Data showing an increasing gap between the incidence of thyroid cancer and deaths from the disease suggest that low-risk cancers are being overdiagnosed and overtreated—and that the use of high-tech imaging technologies including ultrasound, computed tomography (CT), and magnetic resonance imaging (MRI), may be to blame. That was the conclusion of an analysis in British Medical Journal (2013;347:f4706).
“High tech imaging technologies such as ultrasound, CT, and MRI can detect very small thyroid nodules, many of which are slow-growing papillary thyroid cancers,” the study's lead author, Juan Pablo Brito, MBBS, an endocrine fellow and health care delivery scholar at Mayo Clinic, said in a news release. As the study notes, however, research has shown that malignant cells are detected in only 10 percent of patients who present with thyroid nodules.
The study authors reviewed epidemiological and observational evidence, and reported these findings:
* Thyroid cancer incidence has increased: The age-standardized incidence of thyroid cancer in women rose from 1.5 cases per 100,000-individual population in 1953 to 7.5 cases per 100,000 in 2002, according to the Cancer Incidence in Five Continents report (with similar relative increases in men).
* Increased thyroid cancer diagnosis has resulted from greater use of imaging technology for other indications: Research has shown that in the U.S., CT use has more than tripled between 1995 and 2005, MRI use more than doubled, and more patients receive a diagnosis of thyroid cancer after an evaluation of an incidentally found thyroid nodule than after evaluation of a symptomatic or palpable nodule.

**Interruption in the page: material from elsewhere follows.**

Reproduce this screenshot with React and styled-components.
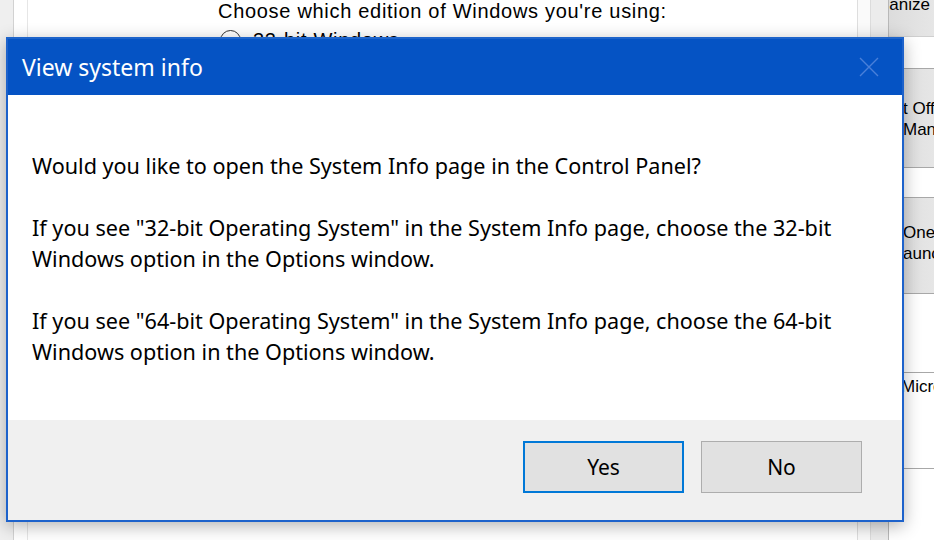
import React from 'react';
import styled, { createGlobalStyle } from 'styled-components';

const GlobalStyle = createGlobalStyle`
  html, body {
    margin: 0;
    padding: 0;
    background: #ffffff;
  }
  * {
    box-sizing: border-box;
  }
`;

const sideRows = [
  { tone: 'gray', height: 37, pad: -6, lines: ['Organize'], shift: -42 },
  { tone: 'white', height: 32, pad: 0, lines: [] },
  { tone: 'gray', height: 99, pad: 29, lines: ['t Office', 'Manager'], shift: 0 },
  { tone: 'white', height: 30, pad: 0, lines: [] },
  { tone: 'gray', height: 96, pad: 24, lines: ['OneDrive', 'aunch'], shift: 0 },
  { tone: 'white', height: 79, pad: 0, lines: [] },
  { tone: 'white', height: 96, pad: 3, lines: ['Microsoft'], shift: -2 },
];

const App = () => {
  return (
    <>
      <GlobalStyle />
      <Screen>
        <Window>
          <LeftRail />
          <LeftPad />
          <Content>
            <Prompt>Choose which edition of Windows you're using:</Prompt>
            <RadioRow>
              <Radio />
              <RadioLabel>32-bit Windows</RadioLabel>
            </RadioRow>
          </Content>
          <RightPad />
          <RightStrip />
          <SidePanel>
            {sideRows.map((row, i) => (
              <SideRow key={i} tone={row.tone} h={row.height} pad={row.pad}>
                {row.lines.map((line) => (
                  <SideText key={line} shift={row.shift}>
                    {line}
                  </SideText>
                ))}
              </SideRow>
            ))}
          </SidePanel>
        </Window>

        <Dialog role="dialog" aria-label="View system info">
          <TitleBar>
            <Title>View system info</Title>
            <CloseButton aria-label="Close">
              <svg width="20" height="20" viewBox="0 0 20 20">
                <path d="M1 1 L19 19 M19 1 L1 19" stroke="#4a7fd9" strokeWidth="1.4" fill="none" />
              </svg>
            </CloseButton>
          </TitleBar>
          <Body>
            <Paragraph>Would you like to open the System Info page in the Control Panel?</Paragraph>
            <Paragraph>
              If you see "32-bit Operating System" in the System Info page, choose the 32-bit Windows option in the
              Options window.
            </Paragraph>
            <Paragraph>
              If you see "64-bit Operating System" in the System Info page, choose the 64-bit Windows option in the
              Options window.
            </Paragraph>
          </Body>
          <Footer>
            <DialogButton primary>Yes</DialogButton>
            <DialogButton>No</DialogButton>
          </Footer>
        </Dialog>
      </Screen>
    </>
  );
};

export default App;

const Screen = styled.div`
  position: relative;
  width: 934px;
  height: 540px;
  overflow: hidden;
`;

const Window = styled.div`
  display: flex;
  height: 100%;
  background: #ffffff;
`;

const LeftRail = styled.div`
  width: 14px;
  flex-shrink: 0;
  background: #efefef;
  border-right: 1px solid #d2d2d2;
`;

const LeftPad = styled.div`
  width: 14px;
  flex-shrink: 0;
  background: #ffffff;
  border-right: 1px solid #e6e6e6;
`;

const Content = styled.div`
  flex: 1;
  min-width: 0;
  padding-left: 190px;
  font-family: 'Liberation Sans', Arial, sans-serif;
  color: #000000;
`;

const Prompt = styled.div`
  font-size: 20px;
  line-height: 22px;
  letter-spacing: 0.7px;
  white-space: nowrap;
`;

const RadioRow = styled.div`
  display: flex;
  align-items: center;
  gap: 12px;
  margin-top: 7px;
  padding-left: 2px;
`;

const Radio = styled.span`
  width: 21px;
  height: 21px;
  border-radius: 50%;
  border: 1.5px solid #333333;
  background: #ffffff;
`;

const RadioLabel = styled.span`
  font-size: 20px;
  line-height: 22px;
  letter-spacing: 0.7px;
`;

const RightPad = styled.div`
  width: 14px;
  flex-shrink: 0;
  background: #fafafa;
  border-left: 1px solid #dedede;
  border-right: 1px solid #dcdcdc;
`;

const RightStrip = styled.div`
  width: 18px;
  flex-shrink: 0;
  background: #ececec;
  border-right: 1px solid #b8b8b8;
`;

const SidePanel = styled.div`
  width: 45px;
  flex-shrink: 0;
  display: flex;
  flex-direction: column;
  overflow: hidden;
  font-family: 'Liberation Sans', Arial, sans-serif;
  font-size: 17px;
  line-height: 21px;
  color: #000000;
`;

const SideRow = styled.div`
  height: ${(p) => p.h}px;
  flex-shrink: 0;
  padding-top: ${(p) => Math.max(p.pad, 0)}px;
  background: ${(p) => (p.tone === 'gray' ? 'linear-gradient(90deg, #dcdcdc, #e6e6e6)' : '#ffffff')};
  border-bottom: 1px solid #a8a8a8;
  overflow: hidden;

  &:first-child {
    border-bottom-color: #cfcfcf;
    padding-top: 0;
    margin-top: ${(p) => Math.min(p.pad, 0)}px;
    height: ${(p) => p.h - p.pad}px;
  }
`;

const SideText = styled.div`
  white-space: nowrap;
  padding-left: 14px;
  margin-left: ${(p) => p.shift || 0}px;
`;

const Dialog = styled.div`
  position: absolute;
  left: 6px;
  top: 37px;
  width: 898px;
  height: 485px;
  display: flex;
  flex-direction: column;
  border: 2px solid #1d62cb;
  border-top-color: #1e64ca;
  background: #ffffff;
  box-shadow: 0 4px 16px rgba(0, 0, 0, 0.3);
  font-family: 'Noto Sans', 'Open Sans', sans-serif;
`;

const TitleBar = styled.div`
  height: 56px;
  flex-shrink: 0;
  display: flex;
  align-items: center;
  justify-content: space-between;
  padding: 0 23px 0 14px;
  background: #0553c4;
`;

const Title = styled.div`
  color: #ffffff;
  font-size: 23px;
  line-height: 28px;
`;

const CloseButton = styled.div`
  width: 20px;
  height: 20px;
  display: flex;
`;

const Body = styled.div`
  height: 325px;
  flex-shrink: 0;
  padding: 55px 24px 0;
  background: #ffffff;
`;

const Paragraph = styled.p`
  margin: 0 0 31px;
  font-size: 21.6px;
  line-height: 31px;
  color: #000000;
`;

const Footer = styled.div`
  flex: 1;
  display: flex;
  justify-content: flex-end;
  align-items: flex-start;
  gap: 17px;
  padding: 21px 40px 0 0;
  background: #f0f0f0;
`;

const DialogButton = styled.button`
  width: 161px;
  height: 52px;
  margin: 0;
  padding: 0;
  background: #e1e1e1;
  border: ${(p) => (p.primary ? '2px solid #0078d7' : '1px solid #adadad')};
  font-family: 'Noto Sans', 'Open Sans', sans-serif;
  font-size: 21px;
  color: #000000;
`;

* Detection of small papillary thyroid cancers in patients without a family history of thyroid cancer or exposure to radiation usually triggers intensive treatment, even though these cancers are unlikely to cause morbidity or premature mortality: Analysis of the U.S. National Cancer Institute's Surveillance Epidemiology and End Results database of 32 years of data showed no significant difference in the death rate from thyroid cancer in patients who did not receive immediate surgery for low-risk papillary thyroid cancers compared with those who did.
* In the past 30 years, surgical removal procedures in the U.S. have tripled, and the number of thyroidectomies for thyroid cancer in the U.S. rose by 60 percent between 1996 and 2006.
The study's authors also note that the unnecessary treatment is costly and can cause harm and long-term quality-of-life concerns. The authors suggest renaming low-risk lesions (those smaller than 20 millimeters) in patients with no family history or radiation exposure and no ultrasound evidence of extraglandular invasion as “micropapillary lesions of indolent course” (microPLICs), noting that a change in nomenclature could reframe the care of these patients and avoid their overtreatment.
And, the study also notes that the epidemiological and observational evidence used could be affected by confounding and selection and reporting biases—and that large randomized trials are required to compare immediate thyroidectomy with surveillance.